__Your task__
Reproduce every line of the listing as written, apart from the pictures.

__Stored data__
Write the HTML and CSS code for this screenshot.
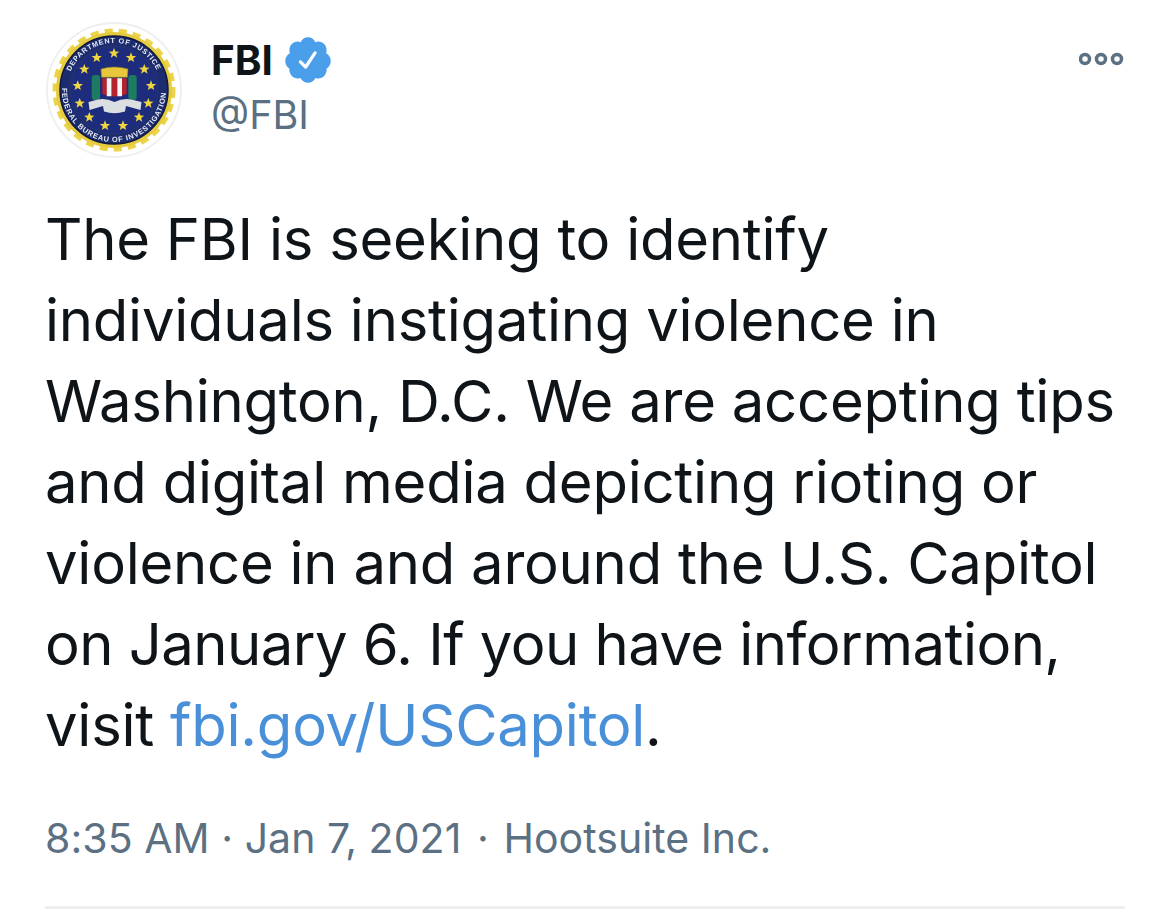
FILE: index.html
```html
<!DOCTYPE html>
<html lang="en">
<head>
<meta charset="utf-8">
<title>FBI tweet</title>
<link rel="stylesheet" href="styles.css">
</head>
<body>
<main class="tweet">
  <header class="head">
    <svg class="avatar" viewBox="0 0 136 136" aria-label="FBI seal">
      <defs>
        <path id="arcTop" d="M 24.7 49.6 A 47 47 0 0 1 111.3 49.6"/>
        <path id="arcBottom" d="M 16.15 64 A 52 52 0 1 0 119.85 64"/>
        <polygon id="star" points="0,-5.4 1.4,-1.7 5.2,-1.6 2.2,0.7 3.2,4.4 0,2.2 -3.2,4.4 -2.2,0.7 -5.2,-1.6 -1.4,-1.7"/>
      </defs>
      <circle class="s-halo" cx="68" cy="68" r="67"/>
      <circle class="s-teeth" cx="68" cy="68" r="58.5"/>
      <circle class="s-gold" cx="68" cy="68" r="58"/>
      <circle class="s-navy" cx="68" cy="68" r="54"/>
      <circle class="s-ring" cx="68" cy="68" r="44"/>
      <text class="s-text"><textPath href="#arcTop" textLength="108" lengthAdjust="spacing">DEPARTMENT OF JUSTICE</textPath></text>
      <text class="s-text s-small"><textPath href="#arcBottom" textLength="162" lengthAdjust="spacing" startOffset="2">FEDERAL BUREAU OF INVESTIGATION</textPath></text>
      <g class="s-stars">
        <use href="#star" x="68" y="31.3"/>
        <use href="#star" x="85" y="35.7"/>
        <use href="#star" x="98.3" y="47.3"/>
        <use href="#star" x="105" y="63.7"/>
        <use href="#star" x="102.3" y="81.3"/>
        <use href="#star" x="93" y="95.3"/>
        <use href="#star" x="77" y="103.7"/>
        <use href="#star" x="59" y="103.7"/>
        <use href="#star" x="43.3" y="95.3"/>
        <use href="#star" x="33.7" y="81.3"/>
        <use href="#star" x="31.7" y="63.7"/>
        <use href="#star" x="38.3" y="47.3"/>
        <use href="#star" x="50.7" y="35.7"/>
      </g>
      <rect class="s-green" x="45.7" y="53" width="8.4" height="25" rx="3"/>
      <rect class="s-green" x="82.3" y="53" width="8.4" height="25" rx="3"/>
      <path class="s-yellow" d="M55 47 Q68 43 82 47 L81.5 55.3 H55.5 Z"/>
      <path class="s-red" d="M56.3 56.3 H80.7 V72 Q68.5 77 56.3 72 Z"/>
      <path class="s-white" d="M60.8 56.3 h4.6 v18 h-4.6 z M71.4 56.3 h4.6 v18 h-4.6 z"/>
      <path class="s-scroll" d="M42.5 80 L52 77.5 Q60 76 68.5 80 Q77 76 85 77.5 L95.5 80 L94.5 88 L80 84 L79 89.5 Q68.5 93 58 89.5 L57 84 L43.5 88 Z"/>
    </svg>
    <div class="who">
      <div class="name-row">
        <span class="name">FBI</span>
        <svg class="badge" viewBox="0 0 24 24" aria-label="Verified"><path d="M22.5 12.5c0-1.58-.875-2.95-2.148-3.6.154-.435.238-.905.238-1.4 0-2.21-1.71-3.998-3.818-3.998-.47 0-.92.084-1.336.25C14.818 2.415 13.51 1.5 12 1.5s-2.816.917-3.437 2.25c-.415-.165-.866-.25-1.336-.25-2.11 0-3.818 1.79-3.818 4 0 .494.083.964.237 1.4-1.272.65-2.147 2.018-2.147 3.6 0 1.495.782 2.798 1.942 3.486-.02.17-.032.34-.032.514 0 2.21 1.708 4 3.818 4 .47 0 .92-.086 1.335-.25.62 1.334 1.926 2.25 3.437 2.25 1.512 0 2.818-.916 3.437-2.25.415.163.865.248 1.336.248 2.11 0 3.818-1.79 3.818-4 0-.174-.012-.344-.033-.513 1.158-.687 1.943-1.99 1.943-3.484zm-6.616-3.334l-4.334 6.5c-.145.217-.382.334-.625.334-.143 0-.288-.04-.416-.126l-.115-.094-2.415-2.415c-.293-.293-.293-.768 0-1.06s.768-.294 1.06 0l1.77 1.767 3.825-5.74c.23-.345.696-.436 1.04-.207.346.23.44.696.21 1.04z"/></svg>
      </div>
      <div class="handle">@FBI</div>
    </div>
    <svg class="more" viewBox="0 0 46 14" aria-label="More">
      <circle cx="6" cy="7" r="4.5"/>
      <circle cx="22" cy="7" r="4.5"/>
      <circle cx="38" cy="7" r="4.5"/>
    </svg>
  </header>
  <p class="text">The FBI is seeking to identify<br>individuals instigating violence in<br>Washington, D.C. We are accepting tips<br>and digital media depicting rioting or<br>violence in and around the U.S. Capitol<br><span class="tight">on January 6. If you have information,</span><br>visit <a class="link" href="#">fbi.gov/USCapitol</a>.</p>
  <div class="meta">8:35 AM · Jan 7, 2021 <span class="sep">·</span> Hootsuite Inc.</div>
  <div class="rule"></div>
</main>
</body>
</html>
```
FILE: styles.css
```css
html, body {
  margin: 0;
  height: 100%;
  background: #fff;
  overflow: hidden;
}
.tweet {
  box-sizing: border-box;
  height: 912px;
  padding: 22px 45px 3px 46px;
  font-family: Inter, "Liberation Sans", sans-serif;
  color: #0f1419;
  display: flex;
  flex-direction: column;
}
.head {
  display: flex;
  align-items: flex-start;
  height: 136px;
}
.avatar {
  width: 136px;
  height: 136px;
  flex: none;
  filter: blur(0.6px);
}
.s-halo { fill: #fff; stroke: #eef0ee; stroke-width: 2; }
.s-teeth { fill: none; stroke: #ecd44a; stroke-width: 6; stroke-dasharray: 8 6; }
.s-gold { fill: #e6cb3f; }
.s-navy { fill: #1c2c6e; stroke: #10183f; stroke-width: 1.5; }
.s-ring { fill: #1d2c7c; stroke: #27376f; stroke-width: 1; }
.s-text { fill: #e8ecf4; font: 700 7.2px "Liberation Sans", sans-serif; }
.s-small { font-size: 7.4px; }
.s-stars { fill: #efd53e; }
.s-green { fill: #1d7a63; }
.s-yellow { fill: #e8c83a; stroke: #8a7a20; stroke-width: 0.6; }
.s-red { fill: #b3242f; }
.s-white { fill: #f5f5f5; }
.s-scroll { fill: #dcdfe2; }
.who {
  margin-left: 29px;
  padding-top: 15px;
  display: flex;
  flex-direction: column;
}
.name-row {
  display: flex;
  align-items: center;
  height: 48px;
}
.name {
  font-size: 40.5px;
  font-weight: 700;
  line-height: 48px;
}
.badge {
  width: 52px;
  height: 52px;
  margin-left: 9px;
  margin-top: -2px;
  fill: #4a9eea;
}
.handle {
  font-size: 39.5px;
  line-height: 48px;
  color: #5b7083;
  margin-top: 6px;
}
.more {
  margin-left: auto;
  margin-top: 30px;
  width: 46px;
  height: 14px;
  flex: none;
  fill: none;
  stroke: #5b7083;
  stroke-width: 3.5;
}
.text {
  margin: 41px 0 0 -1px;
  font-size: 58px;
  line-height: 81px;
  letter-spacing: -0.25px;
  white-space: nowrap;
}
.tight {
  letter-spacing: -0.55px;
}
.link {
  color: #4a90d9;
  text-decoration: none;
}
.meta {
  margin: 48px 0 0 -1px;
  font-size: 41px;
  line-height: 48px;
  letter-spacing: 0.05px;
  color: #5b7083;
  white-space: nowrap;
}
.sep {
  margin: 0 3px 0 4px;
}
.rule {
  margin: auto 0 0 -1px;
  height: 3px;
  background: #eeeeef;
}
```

__Response for this exercise__
Write the HTML and CSS code for this screenshot.
FILE: index.html
```html
<!DOCTYPE html>
<html lang="en">
<head>
<meta charset="utf-8">
<title>FBI tweet</title>
<link rel="stylesheet" href="styles.css">
</head>
<body>
<main class="tweet">
  <header class="head">
    <svg class="avatar" viewBox="0 0 136 136" aria-label="FBI seal">
      <defs>
        <path id="arcTop" d="M 24.7 49.6 A 47 47 0 0 1 111.3 49.6"/>
        <path id="arcBottom" d="M 16.15 64 A 52 52 0 1 0 119.85 64"/>
        <polygon id="star" points="0,-5.4 1.4,-1.7 5.2,-1.6 2.2,0.7 3.2,4.4 0,2.2 -3.2,4.4 -2.2,0.7 -5.2,-1.6 -1.4,-1.7"/>
      </defs>
      <circle class="s-halo" cx="68" cy="68" r="67"/>
      <circle class="s-teeth" cx="68" cy="68" r="58.5"/>
      <circle class="s-gold" cx="68" cy="68" r="58"/>
      <circle class="s-navy" cx="68" cy="68" r="54"/>
      <circle class="s-ring" cx="68" cy="68" r="44"/>
      <text class="s-text"><textPath href="#arcTop" textLength="108" lengthAdjust="spacing">DEPARTMENT OF JUSTICE</textPath></text>
      <text class="s-text s-small"><textPath href="#arcBottom" textLength="162" lengthAdjust="spacing" startOffset="2">FEDERAL BUREAU OF INVESTIGATION</textPath></text>
      <g class="s-stars">
        <use href="#star" x="68" y="31.3"/>
        <use href="#star" x="85" y="35.7"/>
        <use href="#star" x="98.3" y="47.3"/>
        <use href="#star" x="105" y="63.7"/>
        <use href="#star" x="102.3" y="81.3"/>
        <use href="#star" x="93" y="95.3"/>
        <use href="#star" x="77" y="103.7"/>
        <use href="#star" x="59" y="103.7"/>
        <use href="#star" x="43.3" y="95.3"/>
        <use href="#star" x="33.7" y="81.3"/>
        <use href="#star" x="31.7" y="63.7"/>
        <use href="#star" x="38.3" y="47.3"/>
        <use href="#star" x="50.7" y="35.7"/>
      </g>
      <rect class="s-green" x="45.7" y="53" width="8.4" height="25" rx="3"/>
      <rect class="s-green" x="82.3" y="53" width="8.4" height="25" rx="3"/>
      <path class="s-yellow" d="M55 47 Q68 43 82 47 L81.5 55.3 H55.5 Z"/>
      <path class="s-red" d="M56.3 56.3 H80.7 V72 Q68.5 77 56.3 72 Z"/>
      <path class="s-white" d="M60.8 56.3 h4.6 v18 h-4.6 z M71.4 56.3 h4.6 v18 h-4.6 z"/>
      <path class="s-scroll" d="M42.5 80 L52 77.5 Q60 76 68.5 80 Q77 76 85 77.5 L95.5 80 L94.5 88 L80 84 L79 89.5 Q68.5 93 58 89.5 L57 84 L43.5 88 Z"/>
    </svg>
    <div class="who">
      <div class="name-row">
        <span class="name">FBI</span>
        <svg class="badge" viewBox="0 0 24 24" aria-label="Verified"><path d="M22.5 12.5c0-1.58-.875-2.95-2.148-3.6.154-.435.238-.905.238-1.4 0-2.21-1.71-3.998-3.818-3.998-.47 0-.92.084-1.336.25C14.818 2.415 13.51 1.5 12 1.5s-2.816.917-3.437 2.25c-.415-.165-.866-.25-1.336-.25-2.11 0-3.818 1.79-3.818 4 0 .494.083.964.237 1.4-1.272.65-2.147 2.018-2.147 3.6 0 1.495.782 2.798 1.942 3.486-.02.17-.032.34-.032.514 0 2.21 1.708 4 3.818 4 .47 0 .92-.086 1.335-.25.62 1.334 1.926 2.25 3.437 2.25 1.512 0 2.818-.916 3.437-2.25.415.163.865.248 1.336.248 2.11 0 3.818-1.79 3.818-4 0-.174-.012-.344-.033-.513 1.158-.687 1.943-1.99 1.943-3.484zm-6.616-3.334l-4.334 6.5c-.145.217-.382.334-.625.334-.143 0-.288-.04-.416-.126l-.115-.094-2.415-2.415c-.293-.293-.293-.768 0-1.06s.768-.294 1.06 0l1.77 1.767 3.825-5.74c.23-.345.696-.436 1.04-.207.346.23.44.696.21 1.04z"/></svg>
      </div>
      <div class="handle">@FBI</div>
    </div>
    <svg class="more" viewBox="0 0 46 14" aria-label="More">
      <circle cx="6" cy="7" r="4.5"/>
      <circle cx="22" cy="7" r="4.5"/>
      <circle cx="38" cy="7" r="4.5"/>
    </svg>
  </header>
  <p class="text">The FBI is seeking to identify<br>individuals instigating violence in<br>Washington, D.C. We are accepting tips<br>and digital media depicting rioting or<br>violence in and around the U.S. Capitol<br><span class="tight">on January 6. If you have information,</span><br>visit <a class="link" href="#">fbi.gov/USCapitol</a>.</p>
  <div class="meta">8:35 AM · Jan 7, 2021 <span class="sep">·</span> Hootsuite Inc.</div>
  <div class="rule"></div>
</main>
</body>
</html>
```
FILE: styles.css
```css
html, body {
  margin: 0;
  height: 100%;
  background: #fff;
  overflow: hidden;
}
.tweet {
  box-sizing: border-box;
  height: 912px;
  padding: 22px 45px 3px 46px;
  font-family: Inter, "Liberation Sans", sans-serif;
  color: #0f1419;
  display: flex;
  flex-direction: column;
}
.head {
  display: flex;
  align-items: flex-start;
  height: 136px;
}
.avatar {
  width: 136px;
  height: 136px;
  flex: none;
  filter: blur(0.6px);
}
.s-halo { fill: #fff; stroke: #eef0ee; stroke-width: 2; }
.s-teeth { fill: none; stroke: #ecd44a; stroke-width: 6; stroke-dasharray: 8 6; }
.s-gold { fill: #e6cb3f; }
.s-navy { fill: #1c2c6e; stroke: #10183f; stroke-width: 1.5; }
.s-ring { fill: #1d2c7c; stroke: #27376f; stroke-width: 1; }
.s-text { fill: #e8ecf4; font: 700 7.2px "Liberation Sans", sans-serif; }
.s-small { font-size: 7.4px; }
.s-stars { fill: #efd53e; }
.s-green { fill: #1d7a63; }
.s-yellow { fill: #e8c83a; stroke: #8a7a20; stroke-width: 0.6; }
.s-red { fill: #b3242f; }
.s-white { fill: #f5f5f5; }
.s-scroll { fill: #dcdfe2; }
.who {
  margin-left: 29px;
  padding-top: 15px;
  display: flex;
  flex-direction: column;
}
.name-row {
  display: flex;
  align-items: center;
  height: 48px;
}
.name {
  font-size: 40.5px;
  font-weight: 700;
  line-height: 48px;
}
.badge {
  width: 52px;
  height: 52px;
  margin-left: 9px;
  margin-top: -2px;
  fill: #4a9eea;
}
.handle {
  font-size: 39.5px;
  line-height: 48px;
  color: #5b7083;
  margin-top: 6px;
}
.more {
  margin-left: auto;
  margin-top: 30px;
  width: 46px;
  height: 14px;
  flex: none;
  fill: none;
  stroke: #5b7083;
  stroke-width: 3.5;
}
.text {
  margin: 41px 0 0 -1px;
  font-size: 58px;
  line-height: 81px;
  letter-spacing: -0.25px;
  white-space: nowrap;
}
.tight {
  letter-spacing: -0.55px;
}
.link {
  color: #4a90d9;
  text-decoration: none;
}
.meta {
  margin: 48px 0 0 -1px;
  font-size: 41px;
  line-height: 48px;
  letter-spacing: 0.05px;
  color: #5b7083;
  white-space: nowrap;
}
.sep {
  margin: 0 3px 0 4px;
}
.rule {
  margin: auto 0 0 -1px;
  height: 3px;
  background: #eeeeef;
}
```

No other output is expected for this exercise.